ALGUNAS ENSEÑANZAS DE ESTE RELATO

Primera, que lo verdaderamente “sagrado” no es el día cuando se adora a Dios (sea un viernes, un sábado o un domingo, días señalados por las religiones del Libro), sino el hombre, ¡y esto ya era –y es- una buena noticia! ¡Las personas son más importantes que las normas!

Segunda, que el testimonio cristiano no consiste en “dejar de hacer cosas” en un día particular, aun si se trata de un día “sagrado”, sino en “hacer cosas buenas» en cualquier momento, no importa qué día sea.

Tercera, que el testimonio cristiano es una cuestión de oportunidades; y éstas están fuera del control de nuestra agenda. Debemos “estar” donde están las necesidades y responder ante ellas según nuestras posibilidades: ¡El Buen Samaritano! (Lucas 10:25-37).

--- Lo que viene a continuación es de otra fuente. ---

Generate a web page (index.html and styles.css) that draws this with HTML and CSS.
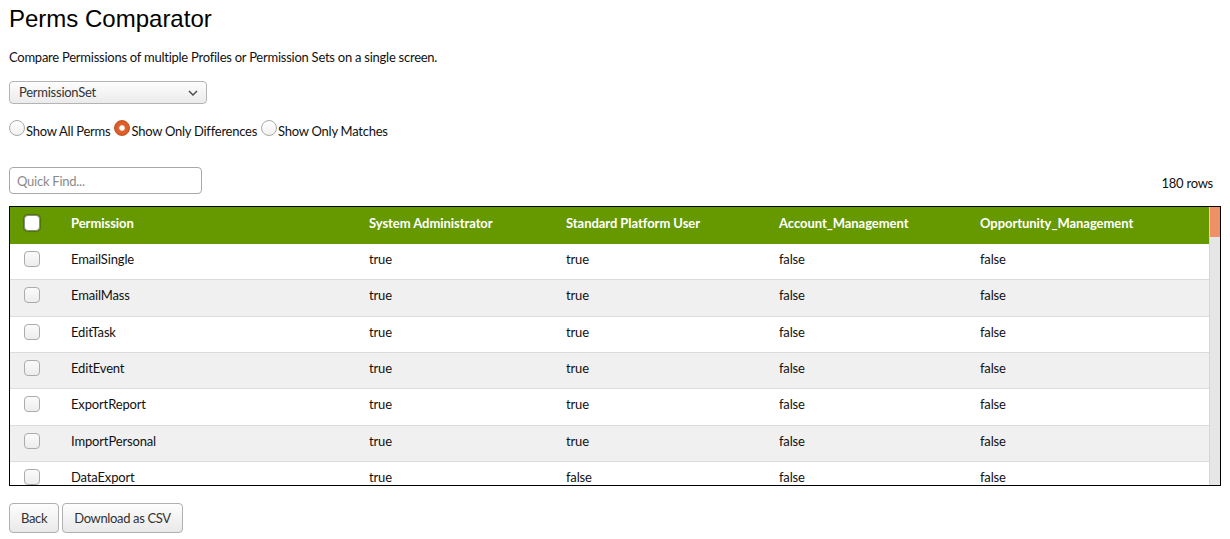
FILE: index.html
```html
<!DOCTYPE html>
<html lang="en">
<head>
<meta charset="utf-8">
<title>Perms Comparator</title>
<link rel="stylesheet" href="styles.css">
</head>
<body>
<h1 class="page-title">Perms Comparator</h1>
<p class="intro">Compare Permissions of multiple Profiles or Permission Sets on a single screen.</p>

<div class="select-wrap">
  <select class="type-select">
    <option>PermissionSet</option>
    <option>Profile</option>
  </select>
  <svg class="chevron" width="10" height="6" viewBox="0 0 10 6"><path d="M1 1 L5 5 L9 1" fill="none" stroke="#444" stroke-width="1.4"/></svg>
</div>

<div class="mode-row">
  <label class="mode"><input type="radio" name="mode" class="radio">Show All Perms</label>
  <label class="mode"><input type="radio" name="mode" class="radio" checked>Show Only Differences</label>
  <label class="mode"><input type="radio" name="mode" class="radio">Show Only Matches</label>
</div>

<div class="find-row">
  <input type="text" class="quick-find" placeholder="Quick Find...">
  <span class="row-count">180 rows</span>
</div>

<div class="table-frame">
  <div class="table-scroll">
    <table class="perm-table">
      <colgroup>
        <col class="c-check"><col class="c-perm"><col class="c-sys"><col class="c-std"><col class="c-acc"><col class="c-opp">
      </colgroup>
      <thead>
        <tr>
          <th><input type="checkbox" class="check check-head"></th>
          <th>Permission</th>
          <th>System Administrator</th>
          <th>Standard Platform User</th>
          <th>Account_Management</th>
          <th>Opportunity_Management</th>
        </tr>
      </thead>
      <tbody>
        <tr><td><input type="checkbox" class="check"></td><td>EmailSingle</td><td>true</td><td>true</td><td>false</td><td>false</td></tr>
        <tr><td><input type="checkbox" class="check"></td><td>EmailMass</td><td>true</td><td>true</td><td>false</td><td>false</td></tr>
        <tr><td><input type="checkbox" class="check"></td><td>EditTask</td><td>true</td><td>true</td><td>false</td><td>false</td></tr>
        <tr><td><input type="checkbox" class="check"></td><td>EditEvent</td><td>true</td><td>true</td><td>false</td><td>false</td></tr>
        <tr><td><input type="checkbox" class="check"></td><td>ExportReport</td><td>true</td><td>true</td><td>false</td><td>false</td></tr>
        <tr><td><input type="checkbox" class="check"></td><td>ImportPersonal</td><td>true</td><td>true</td><td>false</td><td>false</td></tr>
        <tr><td><input type="checkbox" class="check"></td><td>DataExport</td><td>true</td><td>false</td><td>false</td><td>false</td></tr>
      </tbody>
    </table>
  </div>
  <div class="scrollbar"><div class="scroll-thumb"></div></div>
</div>

<div class="actions">
  <button class="btn">Back</button>
  <button class="btn">Download as CSV</button>
</div>
</body>
</html>
```

FILE: styles.css
```css
html, body {
  margin: 0;
  padding: 0;
  background: #fff;
}
body {
  padding: 0 9px;
  font-family: Lato, "Noto Sans", sans-serif;
  font-size: 13px;
  letter-spacing: -0.25px;
  color: #111;
}
.page-title {
  font-family: "Liberation Sans", Arial, sans-serif;
  font-weight: normal;
  font-size: 24px;
  line-height: 28px;
  letter-spacing: 0;
  margin: 5px 0 0;
  color: #000;
}
.intro {
  margin: 15px 0 0;
  line-height: 18px;
}
.select-wrap {
  position: relative;
  width: 198px;
  margin-top: 15px;
}
.type-select {
  appearance: none;
  -webkit-appearance: none;
  display: block;
  width: 198px;
  height: 23px;
  box-sizing: border-box;
  border: 1px solid #b4b4b4;
  border-radius: 4px;
  background: linear-gradient(#fdfdfd, #ebebeb);
  font-family: inherit;
  font-size: 13px;
  letter-spacing: inherit;
  color: #333;
  padding: 0 0 1px 9px;
  margin: 0;
}
.chevron {
  position: absolute;
  right: 9px;
  top: 9px;
  pointer-events: none;
}
.mode-row {
  margin-top: 18px;
  line-height: 18px;
  display: flex;
  gap: 4px;
}
.mode {
  display: inline-flex;
  align-items: flex-start;
  color: #111;
}
.radio {
  appearance: none;
  -webkit-appearance: none;
  width: 16px;
  height: 16px;
  box-sizing: border-box;
  border: 1px solid #a9a9a9;
  border-radius: 50%;
  background: linear-gradient(#fff, #f1f1f1);
  margin: -2px 1px 0 0;
}
.radio:checked {
  border-color: #c4501f;
  background: radial-gradient(circle, #fff 0, #fff 2.3px, #e0622f 3.2px, #d9531e 100%);
}
.find-row {
  display: flex;
  justify-content: space-between;
  align-items: center;
  margin-top: 27px;
  padding-right: 8px;
}
.quick-find {
  width: 193px;
  height: 27px;
  box-sizing: border-box;
  border: 1px solid #a8a8a8;
  border-radius: 4px;
  padding: 0 7px;
  font-family: inherit;
  font-size: 13px;
  letter-spacing: inherit;
  margin: 0;
  color: #333;
}
.quick-find::placeholder {
  color: #8a8a8a;
}
.row-count {
  color: #111;
  padding-top: 4px;
}
.table-frame {
  margin-top: 12px;
  border: 1px solid #000;
  height: 278px;
  display: flex;
}
.table-scroll {
  flex: 1;
  overflow: hidden;
}
.scrollbar {
  width: 10px;
  flex: none;
  background: #e6e6e6;
  border-left: 1px solid #d6d6d6;
}
.scroll-thumb {
  height: 30px;
  background: #f09069;
}
.perm-table {
  width: 100%;
  table-layout: fixed;
  border-collapse: collapse;
}
.c-check { width: 47px; }
.c-perm { width: 298px; }
.c-sys { width: 197px; }
.c-std { width: 213px; }
.c-acc { width: 201px; }
.perm-table th {
  background: #669900;
  color: #fff;
  font-weight: bold;
  letter-spacing: -0.05px;
  text-align: left;
  padding: 0 14px 5px;
  line-height: 16px;
  height: 37px;
  box-sizing: border-box;
}
.perm-table td {
  padding: 7px 14px 12.33px;
  line-height: 16px;
  letter-spacing: -0.15px;
  border-bottom: 1px solid #dcdcdc;
  color: #111;
  white-space: nowrap;
}
.perm-table tbody tr:nth-child(even) td {
  background: #f0f0f0;
}
.check {
  appearance: none;
  -webkit-appearance: none;
  display: block;
  width: 16px;
  height: 16px;
  box-sizing: border-box;
  border: 1px solid #ababab;
  border-radius: 4px;
  background: linear-gradient(#fbfbfb, #ededed);
  margin: 0;
}
.check-head {
  background: #fff;
  border-color: #8c8c8c;
  box-shadow: 0 0 1px 1px rgba(0,0,0,0.25);
}
.actions {
  display: flex;
  gap: 3px;
  margin-top: 17px;
}
.btn {
  height: 30px;
  box-sizing: border-box;
  padding: 0 11px;
  border: 1px solid #b0b0b0;
  border-radius: 4px;
  background: linear-gradient(#fdfdfd, #e9e9e9);
  font-family: inherit;
  font-size: 13px;
  letter-spacing: -0.35px;
  color: #333;
  margin: 0;
}
```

Cuarta, que en el servicio a Dios cuentan las prioridades. En la historia de David la prioridad era el sustento de una persona hambrienta, aunque para alimentarla hubiera que coger el «pan sagrado», que solo un sacerdote podía comer… ¡quebrantando con ello el mandamiento divino!

Quinta, que es buena noticia aquello que libera al ser humano de cualquier clase de legalismo, sobre todo si es religioso, porque éste niega la razón de ser del evangelio, que es por principio liberador. Y es buena noticia porque todo lo que libera dignifica al ser humano.